Alkaline electrolysis. Introduced in the 1920s, this technology, which uses an aqueous alkaline electrolyte, has been in use for decades, mainly for hydrogen production in the fertilizer and chlorine industries. While it has a conversion efficiency that tangoes between 65% and 70%, it generally has the lowest investment cost and is considered robust, but challenges remain in dynamic modes, because efficiency and hydrogen quality may be severely affected in partial load operation. It also needs a larger plant footprint compared to other options.

PEM electrolyzers.  Commercialized in the 1960s by General Electric, PEMs use a polymer electrolyte membrane and pure water as an electrolyte solution, which avoids the recovery and recycling of the potassium hydroxide electrolyte solution that is necessary with alkaline electrolyzers. Because its efficiency is higher than alkaline electrolysis—from 65% to 83%—and because these units are compact, better suited to dynamic operations, and respond quicker to load changes, a number of demonstrations have chosen this technology. Its drawback, however, is that PEMs need expensive electrode catalysts (platinum and iridium) and membrane materials, and their lifetime is currently shorter than that of alkaline electrolyzers.

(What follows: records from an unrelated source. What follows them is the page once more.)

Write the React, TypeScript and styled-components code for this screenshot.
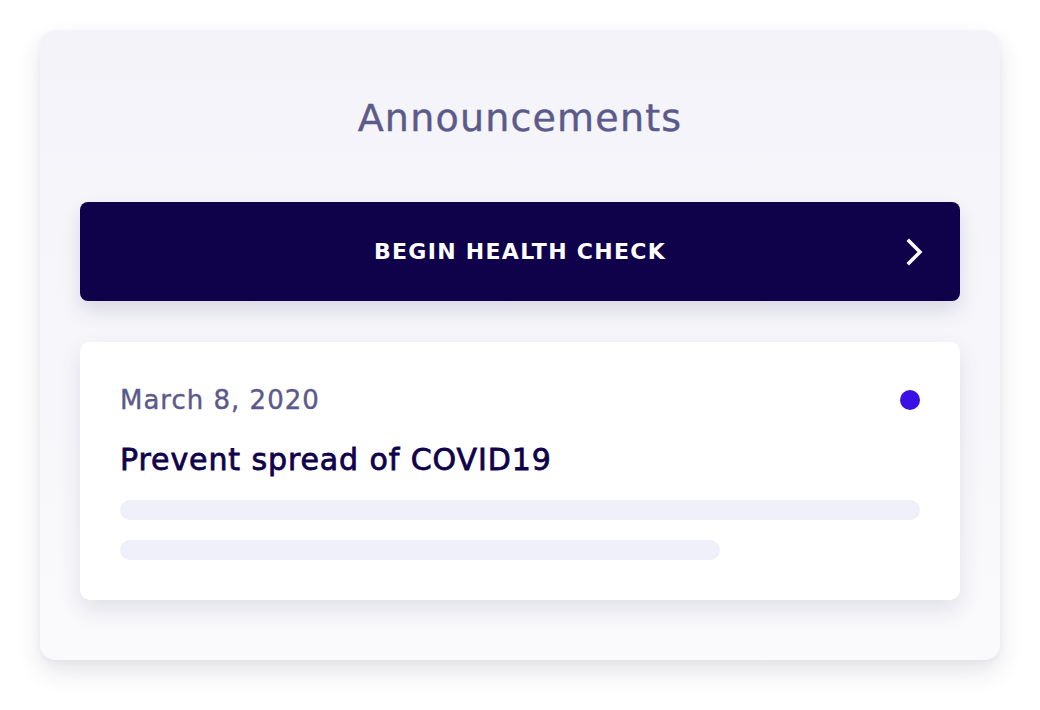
import React from "react";
import styled, { createGlobalStyle } from "styled-components";

const Global = createGlobalStyle`
  html, body { margin: 0; padding: 0; background: #ffffff; }
  body { font-family: "DejaVu Sans", "Noto Sans", sans-serif; }
`;

const Page = styled.div`
  width: 1040px;
  height: 710px;
  padding: 30px 40px 50px;
  box-sizing: border-box;
`;

const Panel = styled.section`
  height: 630px;
  box-sizing: border-box;
  border-radius: 16px;
  background: linear-gradient(180deg, #f3f3f9 0%, #fafafc 100%);
  box-shadow: 0 12px 24px rgba(40, 40, 80, 0.12), 0 2px 6px rgba(40, 40, 80, 0.04);
  padding: 62px 40px 60px;
  display: flex;
  flex-direction: column;
`;

const Title = styled.h1`
  margin: 0;
  height: 52px;
  line-height: 52px;
  text-align: center;
  font-family: "DejaVu Sans", sans-serif;
  font-weight: 400;
  font-size: 38px;
  color: #5b5a8a;
  letter-spacing: 1.2px;
  -webkit-text-stroke: 0.4px #5b5a8a;
`;

const CheckButton = styled.button`
  margin-top: 58px;
  height: 100px;
  box-sizing: border-box;
  padding: 0;
  border: none;
  border-radius: 8px;
  background: #10024a;
  color: #ffffff;
  position: relative;
  display: flex;
  align-items: center;
  justify-content: center;
  box-shadow: 0 10px 20px rgba(16, 2, 74, 0.12);
  font-family: "DejaVu Sans", sans-serif;
  font-weight: 700;
  font-size: 22px;
  letter-spacing: 1.3px;
  cursor: pointer;
`;

const Chevron = styled.svg`
  position: absolute;
  right: 36px;
  top: 50%;
  transform: translateY(-50%);
`;

const Card = styled.article`
  margin-top: 41px;
  background: #ffffff;
  border-radius: 10px;
  box-shadow: 0 10px 22px rgba(40, 40, 90, 0.12);
  padding: 40px;
  display: flex;
  flex-direction: column;
`;

const CardHeader = styled.div`
  display: flex;
  justify-content: space-between;
  align-items: center;
  height: 36px;
`;

const DateText = styled.span`
  font-family: "DejaVu Sans", sans-serif;
  font-size: 26px;
  font-weight: 400;
  color: #5b5a8a;
  letter-spacing: 1px;
  -webkit-text-stroke: 0.4px #5b5a8a;
`;

const Dot = styled.span`
  width: 20px;
  height: 20px;
  border-radius: 50%;
  background: #3a10e5;
`;

const CardTitle = styled.h2`
  margin: 22px 0 0;
  font-family: "DejaVu Sans", sans-serif;
  font-size: 30px;
  line-height: 40px;
  font-weight: 400;
  color: #10024a;
  letter-spacing: 0.9px;
  -webkit-text-stroke: 0.8px #10024a;
`;

const Bar = styled.div<{ $w: string; $mt: number }>`
  margin-top: ${(p) => p.$mt}px;
  width: ${(p) => p.$w};
  height: 20px;
  border-radius: 10px;
  background: #f0f0fa;
`;

export default function App() {
  return (
    <>
      <Global />
      <Page>
        <Panel>
          <Title>Announcements</Title>
          <CheckButton>
            BEGIN HEALTH CHECK
            <Chevron width="18" height="28" viewBox="0 0 18 28">
              <path d="M3 3 L14 14 L3 25" fill="none" stroke="#ffffff" strokeWidth="3.5" strokeLinecap="square" />
            </Chevron>
          </CheckButton>
          <Card>
            <CardHeader>
              <DateText>March 8, 2020</DateText>
              <Dot />
            </CardHeader>
            <CardTitle>Prevent spread of COVID19</CardTitle>
            <Bar $w="100%" $mt={20} />
            <Bar $w="75%" $mt={20} />
          </Card>
        </Panel>
      </Page>
    </>
  );
}
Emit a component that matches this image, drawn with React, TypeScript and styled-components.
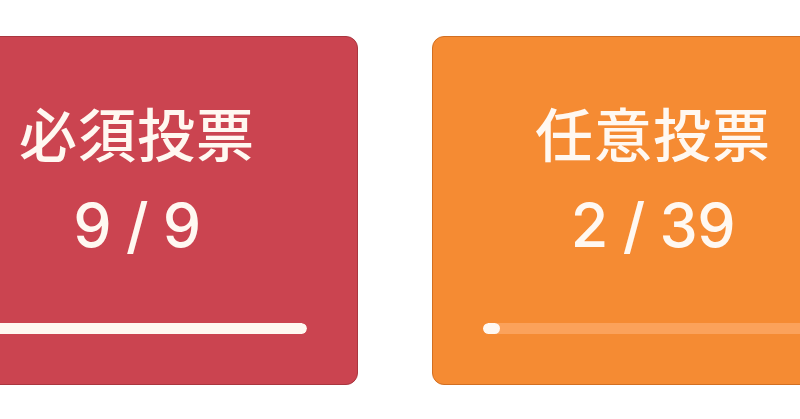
import styled, { createGlobalStyle } from 'styled-components';

const GlobalStyle = createGlobalStyle`
  html, body {
    margin: 0;
    background: #ffffff;
    overflow: hidden;
  }
`;

const tones = {
  red: { bg: '#cb4450', border: '#a9363f', track: '#cb4450' },
  orange: { bg: '#f58b33', border: '#d26f22', track: '#fba25b' },
};

type Tone = keyof typeof tones;

const Page = styled.main`
  width: 800px;
  height: 419px;
  padding-top: 36px;
  box-sizing: border-box;
  overflow: hidden;
`;

const Row = styled.div`
  display: flex;
  gap: 74px;
  margin-left: -84px;
`;

const Card = styled.section<{ $tone: Tone }>`
  flex: 0 0 auto;
  width: 442px;
  height: 349px;
  box-sizing: border-box;
  display: flex;
  flex-direction: column;
  align-items: center;
  padding: 60px 50px 0;
  background: ${(p) => tones[p.$tone].bg};
  border: 1px solid ${(p) => tones[p.$tone].border};
  border-radius: 12px;
  color: #fff8f1;
`;

const Title = styled.h2`
  margin: 0;
  font-family: 'Noto Sans CJK JP', 'Noto Sans CJK SC', sans-serif;
  font-size: 58px;
  font-weight: 500;
  line-height: 70px;
  letter-spacing: 1px;
`;

const Count = styled.div`
  margin-top: 22px;
  font-family: Inter, 'Liberation Sans', sans-serif;
  font-size: 61px;
  font-weight: 500;
  line-height: 72px;
  letter-spacing: -0.5px;
  word-spacing: -1px;
`;

const Track = styled.div<{ $tone: Tone }>`
  align-self: stretch;
  margin-top: 62px;
  height: 11px;
  border-radius: 6px;
  background: ${(p) => tones[p.$tone].track};
  overflow: hidden;
`;

const Fill = styled.div`
  height: 100%;
  border-radius: 6px;
  background: #fff8f1;
`;

const votes: { label: string; done: number; total: number; tone: Tone }[] = [
  { label: '必須投票', done: 9, total: 9, tone: 'red' },
  { label: '任意投票', done: 2, total: 39, tone: 'orange' },
];

export default function App() {
  return (
    <>
      <GlobalStyle />
      <Page>
        <Row>
          {votes.map((v) => (
            <Card key={v.label} $tone={v.tone}>
              <Title>{v.label}</Title>
              <Count>
                {v.done} / {v.total}
              </Count>
              <Track $tone={v.tone}>
                <Fill style={{ width: `${(v.done / v.total) * 100}%` }} />
              </Track>
            </Card>
          ))}
        </Row>
      </Page>
    </>
  );
}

SOECs. The least developed electrolysis technology of the three, SOECs have not yet been commercialized, though efforts are underway to bring them to market. They use ceramics as the electrolyte and have low material costs. But because they use steam for high-temperature electrolysis, they need a heat source, which is why experts suggest SOECs could thrive at nuclear, solar thermal, and geothermal projects. Another benefit is that SOECs can be operated in reverse mode as a fuel cell, converting hydrogen back into electricity.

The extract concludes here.